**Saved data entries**

* begin *

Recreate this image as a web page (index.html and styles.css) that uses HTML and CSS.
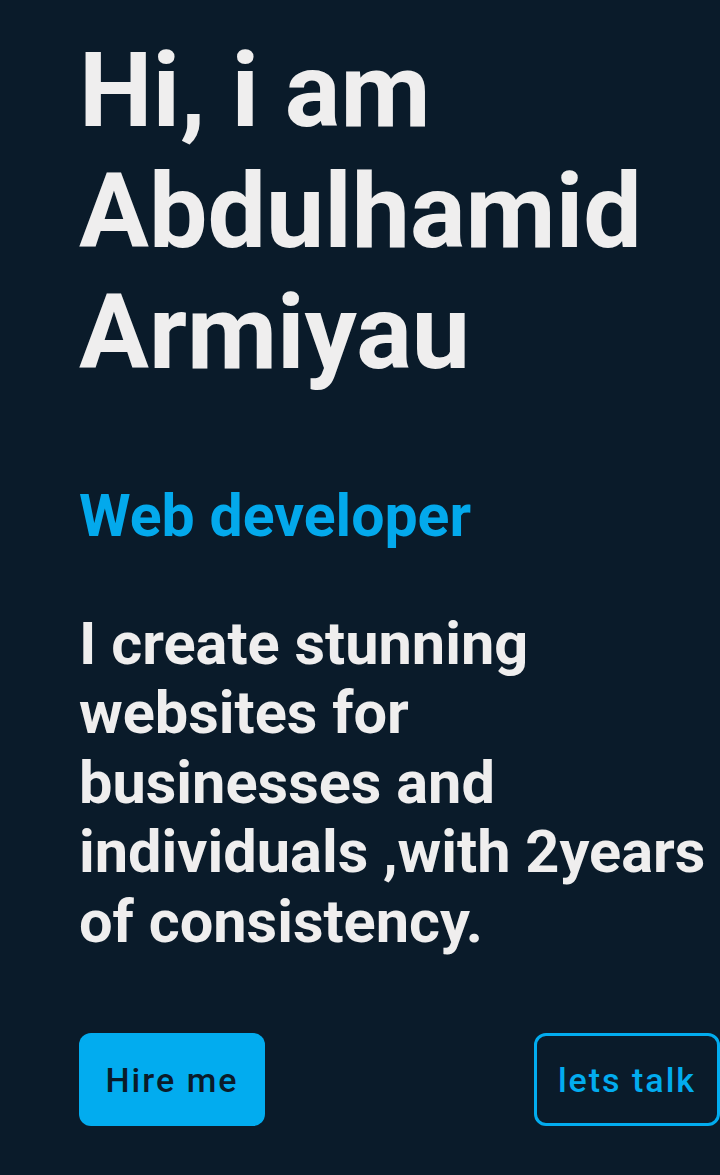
FILE: index.html
```html
<!DOCTYPE html>
<html lang="en">
<head>
<meta charset="utf-8">
<title>Abdulhamid Armiyau</title>
<link rel="stylesheet" href="styles.css">
</head>
<body>
<main class="hero">
  <h1 class="hero-title">Hi, i am Abdulhamid Armiyau</h1>
  <h2 class="hero-role">Web developer</h2>
  <p class="hero-text">I create stunning websites for businesses and individuals ,with 2years of consistency.</p>
  <div class="hero-actions">
    <a class="btn btn-primary" href="#">Hire me</a>
    <a class="btn btn-outline" href="#">lets talk</a>
  </div>
</main>
</body>
</html>
```
FILE: styles.css
```css
html, body {
  margin: 0;
  padding: 0;
  background: #0a1b2a;
}
body {
  font-family: Roboto, "Liberation Sans", sans-serif;
  color: #efeeee;
  overflow: hidden;
}
.hero {
  padding: 30px 0 40px 79px;
  min-height: 1175px;
  box-sizing: border-box;
}
.hero-title {
  margin: 0;
  font-size: 104px;
  line-height: 121px;
  font-weight: 700;
  width: 620px;
}
.hero-role {
  margin: 88px 0 0;
  font-size: 59px;
  line-height: 1.2;
  font-weight: 700;
  color: #03a9ec;
}
.hero-text {
  margin: 58px 0 0;
  font-size: 59.5px;
  line-height: 69.5px;
  font-weight: 700;
  width: 636px;
}
.hero-actions {
  margin-top: 76px;
  display: flex;
  justify-content: space-between;
  align-items: center;
}
.btn {
  box-sizing: border-box;
  width: 186px;
  height: 93px;
  border-radius: 12px;
  display: flex;
  align-items: center;
  justify-content: center;
  font-size: 34px;
  font-weight: 500;
  letter-spacing: 2px;
  text-decoration: none;
}
.btn-primary {
  background: #02acef;
  color: #0a1b2a;
}
.btn-outline {
  border: 3px solid #02acef;
  color: #02acef;
  background: transparent;
}
```
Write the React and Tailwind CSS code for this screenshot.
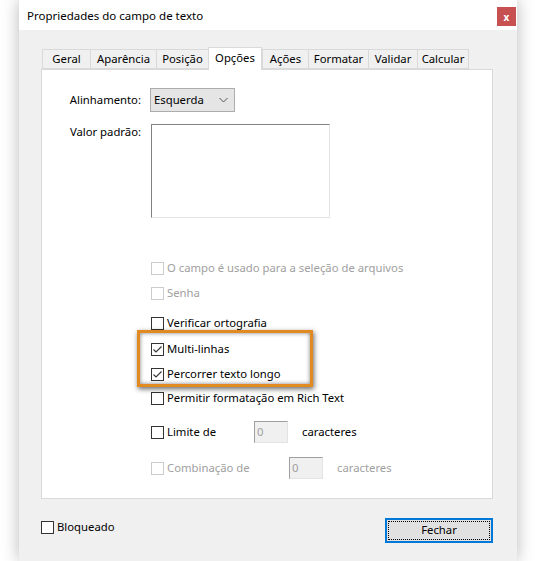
import React from "react";

const Check = ({ checked, disabled }) => (
  <span
    className={`inline-flex items-center justify-center w-[13px] h-[13px] shrink-0 bg-white border ${
      disabled ? "border-[#cccccc]" : "border-[#333333]"
    }`}
  >
    {checked && (
      <svg width="11" height="11" viewBox="0 0 11 11">
        <polyline points="1.5,5.5 4,8 9.5,2.5" fill="none" stroke="#333" strokeWidth="1.1" />
      </svg>
    )}
  </span>
);

const Row = ({ mt, h = "h-[16px]", checked, disabled, children }) => (
  <div className={`flex items-center ${h} ${mt}`}>
    <Check checked={checked} disabled={disabled} />
    <div className={`ml-[3px] flex items-center ${disabled ? "text-[#a0a0a0]" : "text-black"}`}>{children}</div>
  </div>
);

const NumBox = () => (
  <div className="w-[34px] h-[22px] bg-[#f0f0f0] border border-t-[#a0a0a0] border-l-[#a0a0a0] border-r-[#e3e3e3] border-b-[#e3e3e3] text-[#a0a0a0] pl-[2px] leading-[20px]">
    0
  </div>
);

const tabs = [
  ["Geral", "w-[48px]"],
  ["Aparência", "w-[66px]"],
  ["Posição", "w-[52px]"],
  ["Opções", "w-[54px]"],
  ["Ações", "w-[46px]"],
  ["Formatar", "w-[60px]"],
  ["Validar", "w-[49px]"],
  ["Calcular", "w-[52px]"],
];

export default function App() {
  return (
    <div className="relative w-[535px] h-[561px] bg-white overflow-hidden font-['Noto_Sans',sans-serif] text-[11.3px] text-black">
      <div className="ml-[19px] w-[498px] h-[561px] flex flex-col shadow-[0_0_16px_rgba(0,0,0,0.28)]">
        {/* title bar */}
        <div className="h-[30px] bg-white flex items-start justify-between pl-[8px] pr-[1px]">
          <div className="mt-[7px] text-[11.5px]">Propriedades do campo de texto</div>
          <div className="mt-[7px] w-[19px] h-[19px] bg-[#c75050] flex items-center justify-center text-white text-[10px] font-bold leading-none">
            x
          </div>
        </div>
        {/* body */}
        <div className="flex-1 bg-[#f0f0f0] pt-[17px] pl-[22px] pr-[24px]">
          <div className="flex items-end h-[22px] pl-[1px]">
            {tabs.map(([t, w]) =>
              t === "Opções" ? (
                <div
                  key={t}
                  className={`${w} h-[23px] -mb-[1px] relative z-10 bg-white border border-[#d9d9d9] border-b-0 flex items-start pt-[2px] justify-center`}
                >
                  {t}
                </div>
              ) : (
                <div
                  key={t}
                  className={`${w} h-[20px] bg-[#f0f0f0] border border-[#d9d9d9] border-r-0 last:border-r flex items-center justify-center`}
                >
                  {t}
                </div>
              )
            )}
          </div>
          <div className="h-[430px] bg-white border border-[#d9d9d9] pl-[109px] pr-[10px]">
            <div className="grid grid-cols-[99px_1fr] gap-x-[9px] -ml-[109px] mt-[18px] items-start">
              <div className="h-[24px] flex items-center justify-end">Alinhamento:</div>
              <div className="w-[85px] h-[24px] bg-[#e5e5e5] border border-[#adadad] flex items-center justify-between pl-[3px] pr-[6px]">
                <span>Esquerda</span>
                <svg width="9" height="6" viewBox="0 0 9 6">
                  <polyline points="0.5,1 4.5,5 8.5,1" fill="none" stroke="#555" strokeWidth="1" />
                </svg>
              </div>
              <div className="mt-[12px] text-right leading-[16px]">Valor padrão:</div>
              <div className="mt-[12px] w-[179px] h-[94px] bg-white border border-t-[#828282] border-l-[#828282] border-r-[#e3e3e3] border-b-[#e3e3e3] ml-[1px]" />
            </div>
            <Row mt="mt-[42px]" disabled>
              O campo é usado para a seleção de arquivos
            </Row>
            <Row mt="mt-[9px]" disabled>
              Senha
            </Row>
            <Row mt="mt-[14px]">Verificar ortografia</Row>
            <Row mt="mt-[10px]" checked>
              Multi-linhas
            </Row>
            <Row mt="mt-[9px]" checked>
              Percorrer texto longo
            </Row>
            <Row mt="mt-[8px]">Permitir formatação em Rich Text</Row>
            <Row mt="mt-[15px]" h="h-[22px]">
              <span className="w-[87px]">Limite de</span>
              <NumBox />
              <span className="ml-[14px]">caracteres</span>
            </Row>
            <Row mt="mt-[14px]" h="h-[22px]" disabled>
              <span className="w-[122px]">Combinação de</span>
              <NumBox />
              <span className="ml-[14px]">caracteres</span>
            </Row>
          </div>
          <div className="mt-[19px] flex items-start justify-between">
            <div className="mt-[1px] h-[16px] flex items-center">
              <Check />
              <span className="ml-[3px]">Bloqueado</span>
            </div>
            <div className="w-[108px] h-[25px] bg-[#e1e1e1] border-2 border-[#0078d7] p-[1px]">
              <div className="w-full h-full border border-dotted border-black flex items-center justify-center">Fechar</div>
            </div>
          </div>
        </div>
      </div>
      <div className="absolute left-[137px] top-[330px] w-[176px] h-[57px] border-[3px] border-[#e28a22] shadow-[1px_2px_5px_rgba(0,0,0,0.6),inset_0_0_4px_rgba(0,0,0,0.5)]" />
    </div>
  );
}
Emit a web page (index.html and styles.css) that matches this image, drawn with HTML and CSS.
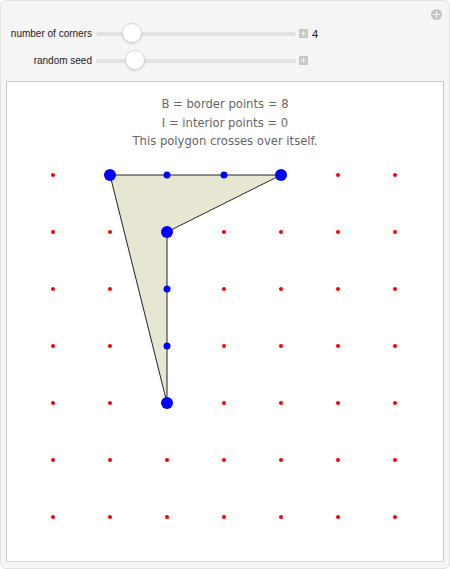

* end *

**SET TASK**
Restate the entire listing word for word, excluding pictures.

**FINISHED TASK**
Recreate this image as a web page (index.html and styles.css) that uses HTML and CSS.
FILE: index.html
```html
<!DOCTYPE html>
<html lang="en">
<head>
<meta charset="utf-8">
<title>Abdulhamid Armiyau</title>
<link rel="stylesheet" href="styles.css">
</head>
<body>
<main class="hero">
  <h1 class="hero-title">Hi, i am Abdulhamid Armiyau</h1>
  <h2 class="hero-role">Web developer</h2>
  <p class="hero-text">I create stunning websites for businesses and individuals ,with 2years of consistency.</p>
  <div class="hero-actions">
    <a class="btn btn-primary" href="#">Hire me</a>
    <a class="btn btn-outline" href="#">lets talk</a>
  </div>
</main>
</body>
</html>
```
FILE: styles.css
```css
html, body {
  margin: 0;
  padding: 0;
  background: #0a1b2a;
}
body {
  font-family: Roboto, "Liberation Sans", sans-serif;
  color: #efeeee;
  overflow: hidden;
}
.hero {
  padding: 30px 0 40px 79px;
  min-height: 1175px;
  box-sizing: border-box;
}
.hero-title {
  margin: 0;
  font-size: 104px;
  line-height: 121px;
  font-weight: 700;
  width: 620px;
}
.hero-role {
  margin: 88px 0 0;
  font-size: 59px;
  line-height: 1.2;
  font-weight: 700;
  color: #03a9ec;
}
.hero-text {
  margin: 58px 0 0;
  font-size: 59.5px;
  line-height: 69.5px;
  font-weight: 700;
  width: 636px;
}
.hero-actions {
  margin-top: 76px;
  display: flex;
  justify-content: space-between;
  align-items: center;
}
.btn {
  box-sizing: border-box;
  width: 186px;
  height: 93px;
  border-radius: 12px;
  display: flex;
  align-items: center;
  justify-content: center;
  font-size: 34px;
  font-weight: 500;
  letter-spacing: 2px;
  text-decoration: none;
}
.btn-primary {
  background: #02acef;
  color: #0a1b2a;
}
.btn-outline {
  border: 3px solid #02acef;
  color: #02acef;
  background: transparent;
}
```
Write the React and Tailwind CSS code for this screenshot.
import React from "react";

const Check = ({ checked, disabled }) => (
  <span
    className={`inline-flex items-center justify-center w-[13px] h-[13px] shrink-0 bg-white border ${
      disabled ? "border-[#cccccc]" : "border-[#333333]"
    }`}
  >
    {checked && (
      <svg width="11" height="11" viewBox="0 0 11 11">
        <polyline points="1.5,5.5 4,8 9.5,2.5" fill="none" stroke="#333" strokeWidth="1.1" />
      </svg>
    )}
  </span>
);

const Row = ({ mt, h = "h-[16px]", checked, disabled, children }) => (
  <div className={`flex items-center ${h} ${mt}`}>
    <Check checked={checked} disabled={disabled} />
    <div className={`ml-[3px] flex items-center ${disabled ? "text-[#a0a0a0]" : "text-black"}`}>{children}</div>
  </div>
);

const NumBox = () => (
  <div className="w-[34px] h-[22px] bg-[#f0f0f0] border border-t-[#a0a0a0] border-l-[#a0a0a0] border-r-[#e3e3e3] border-b-[#e3e3e3] text-[#a0a0a0] pl-[2px] leading-[20px]">
    0
  </div>
);

const tabs = [
  ["Geral", "w-[48px]"],
  ["Aparência", "w-[66px]"],
  ["Posição", "w-[52px]"],
  ["Opções", "w-[54px]"],
  ["Ações", "w-[46px]"],
  ["Formatar", "w-[60px]"],
  ["Validar", "w-[49px]"],
  ["Calcular", "w-[52px]"],
];

export default function App() {
  return (
    <div className="relative w-[535px] h-[561px] bg-white overflow-hidden font-['Noto_Sans',sans-serif] text-[11.3px] text-black">
      <div className="ml-[19px] w-[498px] h-[561px] flex flex-col shadow-[0_0_16px_rgba(0,0,0,0.28)]">
        {/* title bar */}
        <div className="h-[30px] bg-white flex items-start justify-between pl-[8px] pr-[1px]">
          <div className="mt-[7px] text-[11.5px]">Propriedades do campo de texto</div>
          <div className="mt-[7px] w-[19px] h-[19px] bg-[#c75050] flex items-center justify-center text-white text-[10px] font-bold leading-none">
            x
          </div>
        </div>
        {/* body */}
        <div className="flex-1 bg-[#f0f0f0] pt-[17px] pl-[22px] pr-[24px]">
          <div className="flex items-end h-[22px] pl-[1px]">
            {tabs.map(([t, w]) =>
              t === "Opções" ? (
                <div
                  key={t}
                  className={`${w} h-[23px] -mb-[1px] relative z-10 bg-white border border-[#d9d9d9] border-b-0 flex items-start pt-[2px] justify-center`}
                >
                  {t}
                </div>
              ) : (
                <div
                  key={t}
                  className={`${w} h-[20px] bg-[#f0f0f0] border border-[#d9d9d9] border-r-0 last:border-r flex items-center justify-center`}
                >
                  {t}
                </div>
              )
            )}
          </div>
          <div className="h-[430px] bg-white border border-[#d9d9d9] pl-[109px] pr-[10px]">
            <div className="grid grid-cols-[99px_1fr] gap-x-[9px] -ml-[109px] mt-[18px] items-start">
              <div className="h-[24px] flex items-center justify-end">Alinhamento:</div>
              <div className="w-[85px] h-[24px] bg-[#e5e5e5] border border-[#adadad] flex items-center justify-between pl-[3px] pr-[6px]">
                <span>Esquerda</span>
                <svg width="9" height="6" viewBox="0 0 9 6">
                  <polyline points="0.5,1 4.5,5 8.5,1" fill="none" stroke="#555" strokeWidth="1" />
                </svg>
              </div>
              <div className="mt-[12px] text-right leading-[16px]">Valor padrão:</div>
              <div className="mt-[12px] w-[179px] h-[94px] bg-white border border-t-[#828282] border-l-[#828282] border-r-[#e3e3e3] border-b-[#e3e3e3] ml-[1px]" />
            </div>
            <Row mt="mt-[42px]" disabled>
              O campo é usado para a seleção de arquivos
            </Row>
            <Row mt="mt-[9px]" disabled>
              Senha
            </Row>
            <Row mt="mt-[14px]">Verificar ortografia</Row>
            <Row mt="mt-[10px]" checked>
              Multi-linhas
            </Row>
            <Row mt="mt-[9px]" checked>
              Percorrer texto longo
            </Row>
            <Row mt="mt-[8px]">Permitir formatação em Rich Text</Row>
            <Row mt="mt-[15px]" h="h-[22px]">
              <span className="w-[87px]">Limite de</span>
              <NumBox />
              <span className="ml-[14px]">caracteres</span>
            </Row>
            <Row mt="mt-[14px]" h="h-[22px]" disabled>
              <span className="w-[122px]">Combinação de</span>
              <NumBox />
              <span className="ml-[14px]">caracteres</span>
            </Row>
          </div>
          <div className="mt-[19px] flex items-start justify-between">
            <div className="mt-[1px] h-[16px] flex items-center">
              <Check />
              <span className="ml-[3px]">Bloqueado</span>
            </div>
            <div className="w-[108px] h-[25px] bg-[#e1e1e1] border-2 border-[#0078d7] p-[1px]">
              <div className="w-full h-full border border-dotted border-black flex items-center justify-center">Fechar</div>
            </div>
          </div>
        </div>
      </div>
      <div className="absolute left-[137px] top-[330px] w-[176px] h-[57px] border-[3px] border-[#e28a22] shadow-[1px_2px_5px_rgba(0,0,0,0.6),inset_0_0_4px_rgba(0,0,0,0.5)]" />
    </div>
  );
}
Emit a web page (index.html and styles.css) that matches this image, drawn with HTML and CSS.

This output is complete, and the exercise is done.